Which reminds me, why is Chocolate an article of faith among some writers? A rite of passage, a name tag, a I-am-woman-I-write-I-eat-too-much-chocolate thingy, a pass-word, even? Giggle, giggle, my weakness, my sin? And moan about over-indulgence and the effects thereof?
It's a bloody cliche.
Enough to drive a dog from a gut-wagon.
Back to Manderley.
How do you feel about dream sequences in stories?
I usually don't like them.
I think Oh Gawd, here comes another one of those deep meaningful, psychologically revealing, symbolic segnos; and you, idiot reader, had better get all the deep, meaningful, symbolic nuances.
Sometimes you can almost see the intellectual, supercillious sneer on the author's face.
Not everyone handles the dream clue well.
Other times it's like a clumsy 2x4 up the side of the head.
The hero/ine has unrealized issues. Fears. Forebodings. The dum, -da-DUM-dum dream. On a battlefield, in a gothic mansion, passim.
That gaping mouth in the dark reaches of the night is mine. Yawning.
And you know what?
I put a nightmare in book one of the amazing adventures of La Dame Tempest.
I did.
Hypocrite.
It's quite simple and straightforward, but I apologize, Rebecca.

Ammunition wife: A harlot; nautical, ca 1820-70; derived from gunpowder = hot stuff.
Angel's gear: women's clothes; nautical; mid 19c.>; obsolete.
Sprained one's ankle: to have been seduced; (cf. avoir mal aux genoux) late 18thc. ; obsolete.

18 comments:

Carla said...

"Sprained one's ankle: to have been seduced"

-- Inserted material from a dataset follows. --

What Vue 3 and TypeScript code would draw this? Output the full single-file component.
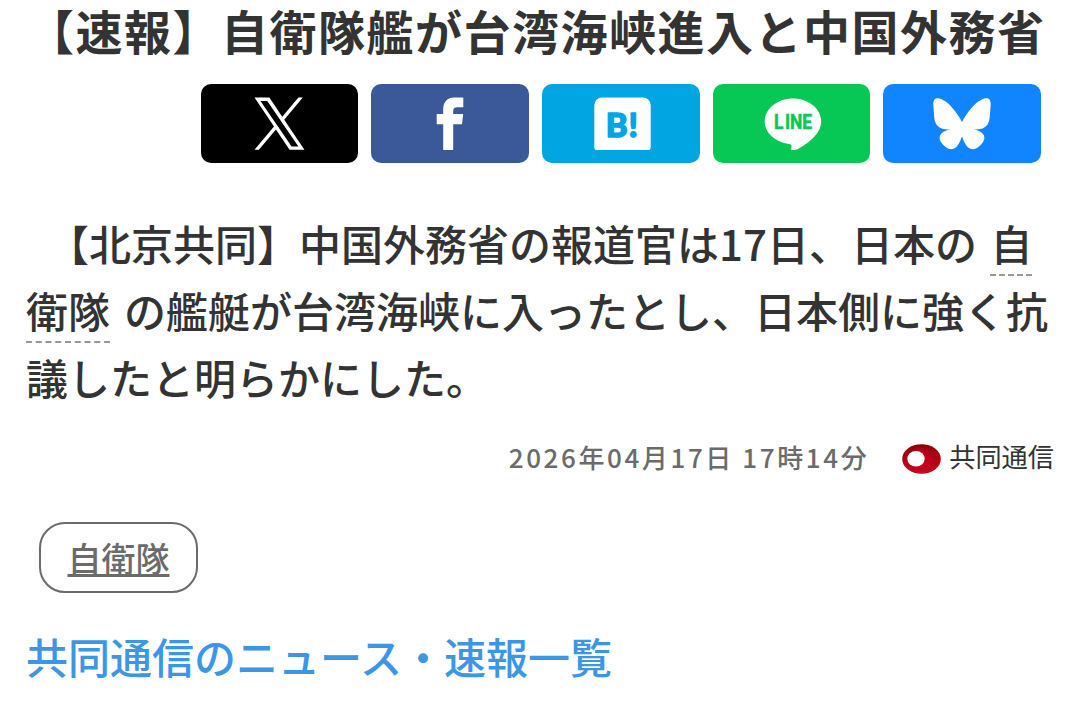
<template>
  <main class="article">
    <h1 class="title">{{ title }}</h1>
    <ul class="share">
      <li v-for="item in shares" :key="item.name">
        <a href="#" class="share-btn" :class="item.name" :aria-label="item.label">
          <svg v-if="item.name === 'x'" class="icon" viewBox="0 0 60 54">
            <path transform="translate(5.5 0.5) scale(0.0416 0.0427)" d="M714.163 519.284L1160.89 0H1055.03L667.137 450.887L357.328 0H0L468.492 681.821L0 1226.37H105.866L515.491 750.218L842.672 1226.37H1200L714.137 519.284H714.163ZM569.165 687.828L521.697 619.934L144.011 79.6944H306.615L611.412 515.685L658.88 583.579L1055.08 1150.3H892.476L569.165 687.854V687.828Z" />
          </svg>
          <svg v-else-if="item.name === 'facebook'" class="icon" viewBox="0 0 60 54">
            <path d="M23.2 53V27.3h-6.5V17h6.5v-4.5C23.2 5 27 .5 34.5.5h8.8v9.8h-5.4c-3.5 0-4.7 1.1-4.7 4.2V17h10l-1.2 10.3h-8.8V53z" />
          </svg>
          <svg v-else-if="item.name === 'hatena'" class="icon" viewBox="0 0 60 54">
            <path d="M11 .5h41a7.7 7.7 0 0 1 7.7 7.7v42q0 1.800-1.200 2.800H4.500q-1.200-1-1.200-2.800v-42A7.700 7.700 0 0 1 11 .5z" />
            <text class="hatena-text" x="14.8 37.6" y="40">B!</text>
          </svg>
          <svg v-else-if="item.name === 'line'" class="icon" viewBox="0 0 60 54">
            <path d="M32 1.500c15.500 0 28.200 10.200 28.200 23 0 5.500-2.500 10.500-7 15.300C48.500 45 41 50 36.500 52.300c-1.500.7-3.500.9-6.200.7l.2-3.700c0-1.400-.7-2.100-2.500-2.300C14.500 45 3.700 36 3.700 24.500 3.700 11.700 16.500 1.500 32 1.500z" />
            <text class="line-text" transform="scale(.88 1)" x="14.8 27.2 33 47" y="32">LINE</text>
          </svg>
          <svg v-else class="icon" viewBox="0 0 60 54">
            <path transform="translate(.3 .2) scale(.099 .1)" d="M135.720 44.030C202.216 93.951 273.740 195.170 300 249.490c26.262-54.316 97.782-155.540 164.280-205.460C512.260 8.009 590-19.862 590 68.825c0 17.712-10.155 148.790-16.111 170.070-20.703 73.984-96.144 92.854-163.250 81.433 117.300 19.964 147.140 86.092 82.697 152.220-122.390 125.590-175.910-31.511-189.630-71.766-2.514-7.380-3.690-10.832-3.708-7.896-.017-2.936-1.193.516-3.707 7.896-13.714 40.255-67.233 197.360-189.630 71.766-64.444-66.128-34.605-132.260 82.697-152.220-67.108 11.421-142.550-7.449-163.250-81.433C20.155 217.613 10 86.535 10 68.825c0-88.687 77.742-60.816 125.720-24.795z" />
          </svg>
        </a>
      </li>
    </ul>
    <p class="body">　【北京共同】中国外務省の報道官は17日、日本の<a href="#" class="keyword">自衛隊</a>の艦艇が台湾海峡に入ったとし、日本側に強く抗議したと明らかにした。</p>
    <div class="meta">
      <time>{{ date }}</time>
      <span class="source">
        <svg class="source-logo" viewBox="0 0 39 30">
          <defs>
            <linearGradient id="ring" x1="0" y1="0" x2="0" y2="1">
              <stop offset="0" stop-color="#8c0209" />
              <stop offset="0.5" stop-color="#b00416" />
              <stop offset="1" stop-color="#c40a20" />
            </linearGradient>
            <linearGradient id="inner" x1="0" y1="1" x2="1" y2="0">
              <stop offset="0.4" stop-color="#c8001f" />
              <stop offset="1" stop-color="#a00210" />
            </linearGradient>
          </defs>
          <ellipse cx="19.5" cy="15" rx="19.3" ry="14.8" fill="url(#ring)" />
          <ellipse cx="20" cy="15" rx="12.5" ry="11" fill="url(#inner)" />
          <ellipse cx="14" cy="14.700" rx="8.700" ry="7.700" fill="#fff" />
        </svg>
        <span>共同通信</span>
      </span>
    </div>
    <div class="tags">
      <a v-for="tag in tags" :key="tag" href="#" class="tag">{{ tag }}</a>
    </div>
    <a href="#" class="more">共同通信のニュース・速報一覧</a>
  </main>
</template>

<script setup lang="ts">
import { ref } from 'vue'

interface Share {
  name: string
  label: string
}

const title = ref('【速報】自衛隊艦が台湾海峡進入と中国外務省')
const date = ref('2026年04月17日 17時14分')
const tags = ref<string[]>(['自衛隊'])

const shares = ref<Share[]>([
  { name: 'x', label: 'X' },
  { name: 'facebook', label: 'Facebook' },
  { name: 'hatena', label: 'はてなブックマーク' },
  { name: 'line', label: 'LINE' },
  { name: 'bluesky', label: 'Bluesky' },
])
</script>

<style>
body {
  margin: 0;
  background: #fff;
}
</style>

<style scoped>
.article {
  box-sizing: border-box;
  width: 1080px;
  height: 713px;
  overflow: hidden;
  padding: 0 26px;
  color: #333;
  font-family: "Noto Sans CJK JP", sans-serif;
  font-weight: 500;
}
.title {
  margin: 0;
  padding-left: 1px;
  height: 84px;
  font-size: 47px;
  font-weight: 700;
  line-height: 59px;
  letter-spacing: 1.5px;
  white-space: nowrap;
}

/* share buttons */
.share {
  display: grid;
  grid-template-columns: repeat(5, 1fr);
  gap: 13.1px;
  width: 840.2px;
  margin: 0 -15px 0 174.7px;
  padding: 0;
  list-style: none;
}
.share-btn {
  display: flex;
  align-items: center;
  justify-content: center;
  height: 79px;
  border-radius: 10px;
}
.icon {
  display: block;
  width: 60px;
  height: 54px;
  overflow: visible;
  fill: #fff;
}
.x {
  background: #000;
}
.facebook {
  background: #3b5998;
}
.hatena {
  background: #00a5e1;
}
.line {
  background: #07c755;
}
.bluesky {
  background: #1185fe;
}
.hatena-text {
  fill: #00a5e1;
  stroke: #00a5e1;
  stroke-width: 1.4;
  stroke-linejoin: round;
  font-family: Lato, sans-serif;
  font-size: 33px;
  font-weight: 900;
}
.line-text {
  fill: #07c755;
  stroke: #07c755;
  stroke-width: 0.5;
  stroke-linejoin: round;
  font-family: Roboto, sans-serif;
  font-size: 19.8px;
  font-weight: 700;
}

.body {
  margin: 46px -10px 0 0;
  font-size: 42px;
  line-height: 67px;
}
.keyword {
  margin: 0 14px 0 13.5px;
  padding-bottom: 1px;
  border-bottom: 2px dashed #999990;
  color: inherit;
  text-decoration: none;
}

.meta {
  display: flex;
  align-items: center;
  justify-content: flex-end;
  height: 40px;
  margin-top: 26px;
  font-size: 26px;
}
time {
  color: #6b6b6b;
  letter-spacing: 2.6px;
}
.source {
  display: flex;
  align-items: center;
  gap: 8px;
  margin-left: 33px;
  font-size: 26.2px;
  font-weight: 400;
}
.source-logo {
  width: 39px;
  height: 30px;
  margin-top: 5px;
}

.tags {
  display: flex;
  margin: 46px 0 0 13px;
}
.tag {
  box-sizing: border-box;
  width: 159px;
  height: 71px;
  border: 2px solid #6b6b6b;
  border-radius: 26px;
  color: #6b6b6b;
  font-size: 34px;
  line-height: 67px;
  text-align: center;
}
.more {
  display: block;
  margin-top: 30px;
  color: #3c96e6;
  font-size: 42px;
  line-height: 66px;
  text-decoration: none;
}
</style>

Ha! I didn't know that. Now I see Marianne's ankle-sprain in 'Sense and Sensibility' in a whole new light - because Jane Austen would certainly have known the phrase. Thank you, Bernita.

Bernita said...

Well, it was certainly a technique employed by maidens as an invitation or to compromise a male, even in the most genteel of circumstances.

Sandra Ruttan said...

How did you know it was Miss Snark? Could you see her face or was she sort of shadowed by synopses and query letters with only killer yapp out from under the papers?

I always find it fascinating when I dream about people I "know" but have never seen.

Bernita said...

I "knew" it was Miss Snark.
She was the guest of honor or something or hosting the party, can't remember. She had dark hair and was nice looking in an understated way.
Only dogs were mine. I had to take them out and prevent one from chomping a white rat someone else had on a leash.
The usual silly.

Erik Ivan James said...

I think a dream scene can work well if it is brief and sets the stage for an upcoming event in the story. The operative word is 'brief'.

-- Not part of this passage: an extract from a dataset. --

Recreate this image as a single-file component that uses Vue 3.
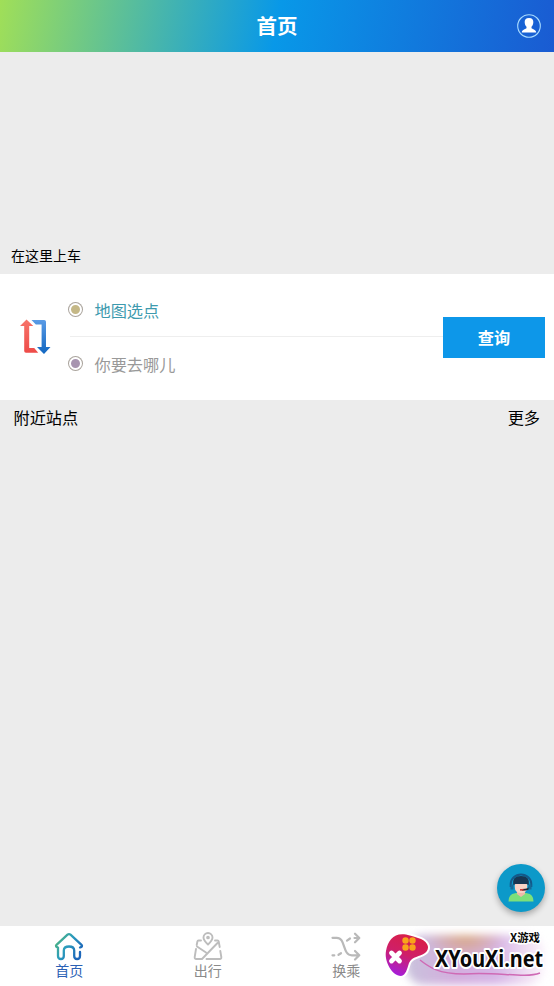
<script setup>
import { ref } from 'vue'

const active = ref('home')
const tabs = [
  { id: 'home', label: '首页' },
  { id: 'travel', label: '出行' },
  { id: 'transfer', label: '换乘' },
]
</script>

<template>
  <div class="page">
    <header class="bar">
      <h1>首页</h1>
      <svg class="avatar" width="26" height="26" viewBox="0 0 26 26">
        <circle cx="13" cy="13" r="11.3" fill="none" stroke="#a9dcff" stroke-width="1.1" />
        <path d="M13 5c-3.200 0-4.600 1.700-4.300 4.600.1 2 .8 3.200 1.800 4.200v1.400c-1.300 1-4.500 1.300-4.700 4.400h14.400c-.2-3.100-3.400-3.400-4.700-4.400v-1.400c1-1 1.700-2.200 1.800-4.200.3-2.900-1.100-4.600-4.300-4.600z" fill="#fff" />
      </svg>
    </header>

    <section class="board"><span>在这里上车</span></section>

    <section class="search">
      <svg class="swap" width="32" height="38" viewBox="0 0 32 38">
        <defs>
          <linearGradient id="swapRed" x1="0" y1="0" x2="0" y2="1">
            <stop offset="0" stop-color="#f7746a" /><stop offset="1" stop-color="#ee4b48" />
          </linearGradient>
          <linearGradient id="swapBlue" x1="0" y1="0" x2="0" y2="1">
            <stop offset="0" stop-color="#5a9be6" /><stop offset="1" stop-color="#1267c1" />
          </linearGradient>
        </defs>
        <path d="M6.500 1.500 13.300 8H9.200v22h5l4 4.700H6Q4.200 34.700 4.200 33V8H0z" fill="url(#swapRed)" />
        <path d="M11.500 2h12.600Q26 2 26 3.800V29h4.500L24 36l-7-7h4.600V6.400h-5.800z" fill="url(#swapBlue)" />
      </svg>
      <div class="fields">
        <div class="field start"><i class="dot"></i><span>地图选点</span></div>
        <div class="field end"><i class="dot"></i><span>你要去哪儿</span></div>
      </div>
      <button class="query">查询</button>
    </section>

    <section class="nearby"><span>附近站点</span><span>更多</span></section>

    <main class="list"></main>

    <nav class="tabs">
      <div v-for="t in tabs" :key="t.id" class="tab" :class="{ on: active === t.id }" @click="active = t.id">
        <svg v-if="t.id === 'home'" width="30" height="30" viewBox="0 0 30 30" fill="none">
          <defs>
            <linearGradient id="home" x1="0" y1="0" x2="1" y2=".6">
              <stop offset="0" stop-color="#57b96f" /><stop offset=".5" stop-color="#2b9dbc" /><stop offset="1" stop-color="#1d67ba" />
            </linearGradient>
          </defs>
          <path d="M26 15.500Q29 14.500 27.500 12.800L16.500 2.700Q15 1.500 13.500 2.700L2.500 12.800Q1 14.500 4 15.500V24q0 3 2.900 3t2.900-3v-5.500q0-4 5.200-4t5.200 4V24q0 3 2.900 3T26 24v-4" stroke="url(#home)" stroke-width="2.300" stroke-linecap="round" stroke-linejoin="round" />
        </svg>
        <svg v-else-if="t.id === 'travel'" width="30" height="30" viewBox="0 0 30 30" fill="none" stroke="#bdbdbd" stroke-width="1.900" stroke-linecap="round" stroke-linejoin="round">
          <path d="M15 12.500q-4.500-4.300-4.500-7a4.500 4.500 0 0 1 9 0q0 2.700-4.500 7z" />
          <circle cx="15" cy="5.500" r=".9" />
          <path d="M8 8.500H5.500Q4.600 8.500 4.400 9.500L3.700 13M3 17l-1.300 8q-.2 2 1.500 2H9L24.500 11M22 8.500h2.500q1 0 1.200 1L26.700 15M13.500 27h13.300q1.700 0 1.500-2L27.300 19M4 14.500l9 6" />
        </svg>
        <svg v-else width="30" height="30" viewBox="0 0 30 30" fill="none" stroke="#b9b9b9" stroke-width="2.200" stroke-linecap="round" stroke-linejoin="round">
          <path d="M1.500 5.800h4.300c9 0 5.500 17.500 15 17.500H28M24 19l4.300 4.300L24 27.500M24 1.700 28.300 6 24 10.300M27.500 6h-4M19 6.500l-3 2.200M1.500 23.300h1.800M7.500 22.800l2.500-1.600" />
        </svg>
        <span>{{ t.label }}</span>
      </div>
      <div class="tab"></div>
    </nav>

    <div class="service">
      <svg width="28" height="30" viewBox="0 0 28 30">
        <path d="M3.700 14V11a10.300 9.600 0 0 1 20.600 0v3" fill="none" stroke="#14598a" stroke-width="2" />
        <path d="M1.500 28.500q0-7.500 6.500-8.200l6-1.600 6 1.600q6.500.7 6.500 8.200z" fill="#7ce07a" />
        <path d="M10 17h8v4l-4 3-4-3z" fill="#f0b8a8" />
        <path d="M7.800 9h12.400v5q0 6-6.200 6T7.800 14z" fill="#f8d3c7" />
        <path d="M6.200 12.300Q4.700 3 14 3t7.800 9.300l-2.200-1.300H8.400z" fill="#183653" />
        <path d="M22.500 13.500q.5 3.300-7.500 3.400" fill="none" stroke="#202735" stroke-width="1.800" />
        <path d="M3.500 11.500h3v5h-3zM21.500 11.500h3v5h-3z" fill="#156b98" />
        <path d="M13 16h3.500v1.700H13z" fill="#c93838" />
      </svg>
    </div>

    <div class="brand">
      <div class="glow"></div>
      <svg width="174" height="60" viewBox="0 0 174 60">
        <defs>
          <linearGradient id="pad" x1=".7" y1="0" x2=".3" y2="1">
            <stop offset="0" stop-color="#d91f45" /><stop offset=".5" stop-color="#cf1f68" /><stop offset="1" stop-color="#a51edb" />
          </linearGradient>
        </defs>
        <path d="M40 34c9 7 18 14 44 14 32-3 60 5 76-1" fill="none" stroke="#cf6ab5" stroke-width="1.500" />
        <path d="M6 25C8 14 14 6.500 26 8.500 31 9.500 36 11 41 13c8 4 9 10 4 14-5 4-13 3-16 10-2 6-3 12-8 13-9 0-17-15-15-25z" fill="url(#pad)" stroke="#fff" stroke-width="4" paint-order="stroke" stroke-linejoin="round" />
        <g fill="#f9a51b"><circle cx="25.500" cy="14.500" r="3.200" /><circle cx="32.500" cy="14.500" r="3.200" /><circle cx="25.500" cy="21.500" r="3.200" /><circle cx="32.500" cy="21.500" r="3.200" /></g>
        <path d="m11.500 27 8 8m0-8-8 8" stroke="#fff" stroke-width="4.800" stroke-linecap="round" />
        <text class="small" x="130" y="15.500" textLength="30" lengthAdjust="spacingAndGlyphs">X游戏</text>
        <g transform="translate(55 40.500) scale(.82 1)">
          <text class="big" textLength="132" lengthAdjust="spacingAndGlyphs">XYouXi.net</text>
        </g>
      </svg>
    </div>
  </div>
</template>

<style>
body { margin: 0; }
</style>

<style scoped>
.page {
  position: relative;
  display: flex;
  flex-direction: column;
  height: 986px;
  overflow: hidden;
  background: #ececec;
  color: #111;
  font-family: "Noto Sans CJK SC", sans-serif;
}
.bar {
  display: grid;
  grid-template-columns: 1fr auto 1fr;
  align-items: center;
  flex: none;
  height: 52px;
  padding: 0 12px;
  background: linear-gradient(100deg, #a0df58 0%, #0898e8 50%, #1a5bd2 100%);
}
.bar h1 {
  grid-column: 2;
  margin: 0;
  padding-bottom: 2px;
  color: #fff;
  font-size: 20.5px;
  line-height: 50px;
  font-weight: 700;
}
.avatar { justify-self: end; }
.board {
  display: flex;
  align-items: flex-end;
  flex: none;
  height: 222px;
  box-sizing: border-box;
  padding: 0 11px 9px;
  font-size: 14px;
  line-height: 20px;
  color: #000;
}
.search {
  display: flex;
  align-items: center;
  flex: none;
  height: 126px;
  box-sizing: border-box;
  padding: 0 9px 0 20px;
  background: #fff;
}
.swap { flex: none; margin-right: 16px; }
.fields { flex: 1; padding-bottom: 1px; }
.field {
  display: flex;
  align-items: center;
  height: 53px;
  font-size: 16.2px;
  color: #999;
}
.start {
  margin-left: 2px;
  border-bottom: 1px solid #eee;
  color: #3d9aae;
}
.dot {
  width: 9px;
  height: 9px;
  margin: 0 12.5px 0 1px;
  border: 2px solid #fff;
  border-radius: 50%;
  box-shadow: 0 0 0 1px #aaa49d;
}
.start .dot { margin-left: -1px; background: #c5b887; }
.end .dot { background: #a895b0; }
.query {
  width: 102px;
  height: 41px;
  padding: 0;
  border: 0;
  color: #fff;
  background: #0d97e9;
  font: 700 16.2px/41px "Noto Sans CJK SC", sans-serif;
}
.nearby {
  display: flex;
  justify-content: space-between;
  flex: none;
  height: 36px;
  padding: 0 14px 0 13.5px;
  font-size: 16.2px;
  line-height: 34px;
  color: #000;
}
.list { flex: 1; }
.tabs {
  display: flex;
  flex: none;
  height: 60px;
  background: #fff;
}
.tab {
  display: flex;
  flex: 1;
  flex-direction: column;
  align-items: center;
  padding-top: 6px;
  font-size: 14px;
  line-height: 16px;
  color: #8a8a8a;
}
.tab.on { color: #2b61b5; }
.service {
  position: absolute;
  right: 9px;
  top: 864px;
  display: flex;
  align-items: center;
  justify-content: center;
  width: 48px;
  height: 48px;
  border-radius: 50%;
  background: #0c99c9;
  box-shadow: 0 3px 6px rgba(0, 0, 0, .3);
}
.brand {
  position: absolute;
  right: 0;
  bottom: 0;
  width: 174px;
  height: 60px;
}
.brand svg { position: relative; display: block; }
.glow {
  position: absolute;
  inset: 9px 10px 1px 26px;
  border-radius: 18px;
  background:
    radial-gradient(ellipse at 43% 0, rgba(216, 166, 120, .95), transparent 36%),
    linear-gradient(90deg, #c9c3dc, #d3aede 35%, #d6b4e6 65%, #f0dff3 88%, #fbf3fb);
  filter: blur(4px);
}
.big, .small {
  fill: #080808;
  stroke: #fff;
  paint-order: stroke;
  stroke-linejoin: round;
}
.big { font: 700 24px "Noto Sans", sans-serif; stroke-width: 4px; }
.small { font: 700 11px "Noto Sans CJK SC", sans-serif; stroke-width: 3px; }
</style>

Another good topic Bernita.

Rick said...

Well, now I'll be on the lookout for girls with sprained ankles!

I had a dream sequence in my (horribly long) first version, but it landed on the cutting room floor. So did lots of stuff, but for some reason I would be more hesitant to use a dream sequence now.

Bernita said...

Thank you, Erik.
My only excuse is that mine is brief,and fairly natural, a couple of hundred words maybe.
Suggests a link of fear/attraction.

Alas, for yesterday, Rick, along with the dropping of scented handerchiefs. Kleenix just doesn't cut it.
I just hope mine doesn't sound too techniquey. I am proved a blatant hypocrite here.

Savannah Jordan said...

Girly stuff?! Eeeewww No thank you. Give me camo, give me guns!

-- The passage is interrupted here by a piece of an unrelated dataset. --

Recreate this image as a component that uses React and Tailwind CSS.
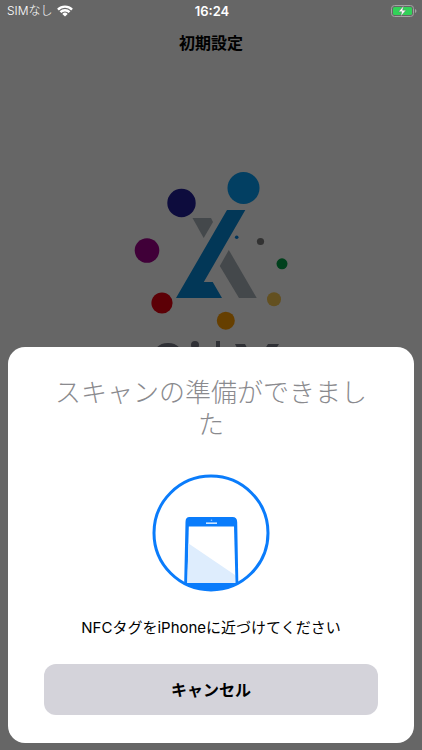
import React from "react";

function WifiIcon() {
  return (
    <svg viewBox="0 0 16 12" className="h-3 w-4" fill="#fff" aria-hidden="true">
      <path d="M8 11.6 L5.3 8.9 A3.9 3.9 0 0 1 10.7 8.9 Z" />
      <path d="M2.6 6.3 A7.6 7.6 0 0 1 13.4 6.3 L11.7 8 A5.2 5.2 0 0 0 4.3 8 Z" />
      <path d="M0.1 3.7 A11.2 11.2 0 0 1 15.9 3.7 L14.2 5.4 A8.8 8.8 0 0 0 1.8 5.4 Z" />
    </svg>
  );
}

function BatteryIcon() {
  return (
    <svg viewBox="0 0 26 12" className="h-3 w-[26px]" aria-label="充電中">
      <rect x="0.5" y="0.5" width="22" height="11" rx="3" fill="none" stroke="#a3a3a3" />
      <rect x="2" y="2" width="19" height="8" rx="1.6" fill="#32d158" />
      <path d="M24 4 Q25.5 4.6 25.5 6 Q25.5 7.4 24 8 Z" fill="#a3a3a3" />
      <path d="M12.6 0.8 L7.6 6.7 H10.8 L9.8 11.2 L14.9 5.3 H11.6 Z" fill="#fff" stroke="#666" strokeWidth="0.4" />
    </svg>
  );
}

function BrandMark() {
  return (
    <svg viewBox="0 0 160 190" className="h-[190px] w-40" aria-hidden="true">
      <circle cx="112.5" cy="18" r="16" fill="#023f62" />
      <circle cx="50.5" cy="33" r="14.2" fill="#0d0c3d" />
      <circle cx="16" cy="80.5" r="12.3" fill="#400038" />
      <circle cx="31" cy="133" r="10.6" fill="#5c0006" />
      <circle cx="94.8" cy="150.7" r="9" fill="#663f00" />
      <circle cx="143" cy="129.3" r="7" fill="#635020" />
      <circle cx="151" cy="93.8" r="5.5" fill="#00401c" />
      <circle cx="129.5" cy="71.5" r="3.6" fill="#323232" />
      <circle cx="105.7" cy="67.3" r="1.8" fill="#003459" />
      <path d="M61.5 48 H80 L82 52 L72.7 68 Z" fill="#44484b" />
      <path d="M96 40 H114.3 L72.8 112 H81.7 L91 128 H45 Z" fill="#023757" />
      <path d="M97.8 80 L125.7 128 H108 L88.8 96 Z" fill="#44484b" />
      <g fill="#2f3035">
        <path d="M21 192 Q22 173 37 173 Q52 173 53 192 Z" />
        <circle cx="64" cy="175" r="4" />
        <rect x="85" y="171" width="4" height="19" />
        <path d="M104 174 H114 L122 190 H112 Z" />
        <path d="M137 174 H148 L138 190 H127 Z" />
      </g>
    </svg>
  );
}

function ScanIcon() {
  return (
    <svg viewBox="0 0 118 118" className="h-[118px] w-[118px]" aria-hidden="true">
      <defs>
        <clipPath id="scan-circle">
          <circle cx="59" cy="59" r="57" />
        </clipPath>
      </defs>
      <g clipPath="url(#scan-circle)">
        <path d="M37.5 43 H80.5 Q85 43 85.2 48 L86.5 118 H32 L33.5 48 Q33.5 43 37.5 43 Z" fill="#0a7cfb" />
        <path d="M36.8 52.5 H82 L83.5 109 H35.3 Z" fill="#fff" />
        <path d="M36.6 69.5 L83 101 V109 H35.3 Z" fill="#deedfd" />
        <rect x="54" y="48.5" width="11" height="1.3" fill="#fff" />
        <circle cx="59.5" cy="46.3" r="0.8" fill="#8fc3ff" />
      </g>
      <circle cx="59" cy="59" r="57" fill="none" stroke="#0a7cfb" strokeWidth="3" />
    </svg>
  );
}

export default function App() {
  return (
    <div className="grid h-screen grid-cols-1 grid-rows-1 overflow-hidden bg-[#666666] font-['Inter','Noto_Sans_CJK_JP',sans-serif] text-black" lang="ja">
      <main className="col-start-1 row-start-1 flex flex-col">
        <div className="grid h-[22px] grid-cols-3 items-center pl-[7px] pr-[5px] text-xs text-white">
          <div className="flex items-center gap-1 font-light">
            <span className="leading-5">SIMなし</span>
            <WifiIcon />
          </div>
          <time className="text-center text-[13px] font-semibold leading-5">16:24</time>
          <div className="flex justify-end">
            <BatteryIcon />
          </div>
        </div>
        <h1 className="h-[42px] text-center text-base font-bold leading-[42px]">初期設定</h1>
        <div className="flex justify-center pt-[106px]">
          <BrandMark />
        </div>
      </main>
      <section role="dialog" aria-labelledby="scan-title" className="z-10 col-start-1 row-start-1 mx-2 mb-[7px] flex flex-col items-center self-end rounded-[17px] bg-white px-9 pb-7 pt-[30px] text-center">
        <h2 id="scan-title" className="px-2 text-[26px] font-light leading-8 text-[#8a8a8e]">スキャンの準備ができました</h2>
        <div className="pt-[33px]">
          <ScanIcon />
        </div>
        <p className="pt-6 text-[15px] leading-6">NFCタグをiPhoneに近づけてください</p>
        <button type="button" className="mt-6 h-[51px] w-full rounded-xl bg-[#d4d3da] text-base font-bold">キャンセル</button>
      </section>
    </div>
  );
}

By your dream descriptions, I weild a 2X4. *sigh* But, at least it was an intense dream with death, blood and pain. :)

Ric said...

Dream sequences are almost like cheating. You use them to tell something of the plot that you can't figure out how to tell any other way.

that said, I still don't like them.

Worse, is if the entire story has been a dream - that's like aliens arriving in chap 14.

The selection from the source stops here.